Republican money manager Ed Butowsky has found himself on the wrong end of a couple lawsuits recently, and his changing stories aren’t doing him any favors.

Butowsky has been at the center of the conspiracy theory that Seth Rich was responsible for delivering thousands of stolen DNC emails to Wikileaks. His involvement appears to have begun in December, 2016, when he first got into contact with the Rich family. He claims that he merely wanted to pass along information that he had heard from a source that he has never identified.

But Butowsky’s story of that first phone call has changed significantly. In July of 2017 he told the conservative media outlet World Net Daily about his conversation with Joel Rich:

“I shared with them what I knew. They said, ‘We don’t believe you.’ I said, ‘Fine, I don’t know you. I just wanted to make sure that if I could bring relief to somebody that I did.”

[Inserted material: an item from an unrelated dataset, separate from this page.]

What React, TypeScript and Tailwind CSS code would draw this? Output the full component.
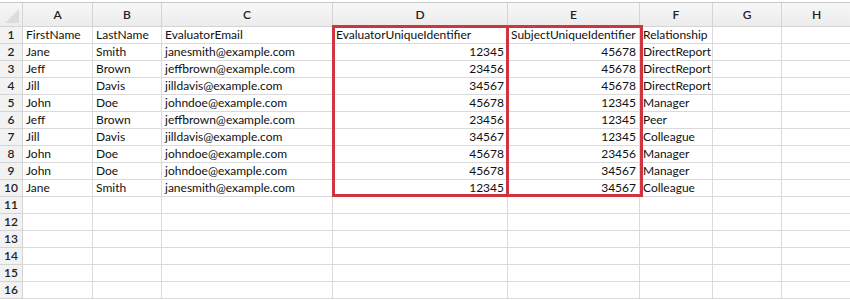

But in an interview with The Gateway Pundit in March of 2018, Butowsky’s story about that initial phone call changed substantially:

“I got them on the phone and I shared with them the information that this man had wanted them to know. What I told them was that I was told that your sons downloaded the emails from the DNC server and sold them to WikiLeaks,” Butowsky stated. “Mr. Rich said, and I didn’t see him — it was over the phone, ‘Ed, we already know that. That’s not new information to us.’”

In other recent interviews Butowsky has claimed that Seth Rich’s parents have confirmed that their son was Wikileaks’ source for the DNC emails. In a lawsuit filed in federal district court, the Riches strongly deny that accusation. Butowsky’s earlier description of the initial exchange appears to support their claim.

So why did Butowsky’s story change? Despite his portrayal of himself as a nice guy with no connections who merely wanted to pass along information that he had heard, Butowsky has been persistent in pushing the claim that Seth Rich was behind the hacking of the DNC emails. In an email to various Fox News personalities, Butowsky took credit for a story that Fox News later retracted:

I’m actually the one who’s been putting this together but as you know I keep my name out of things because I have no credibility.

(Source: Rich family lawsuit https://www.npr.org/documents/2018/mar/seth-rich-fox-news-lawsuit.pdf)

While Butowsky and others managed to publish an article blaming Seth Rich for the DNC email hack, that article was retracted a week later and the story began to lose steam. Given Butowsky’s desire to push the story, it seems likely that he is mischaracterizing his initial contact with the Rich family in order to keep the discredited conspiracy theory alive — at least in conservative media circles. With lawsuits pending against him, such a strategy may end up being quite costly.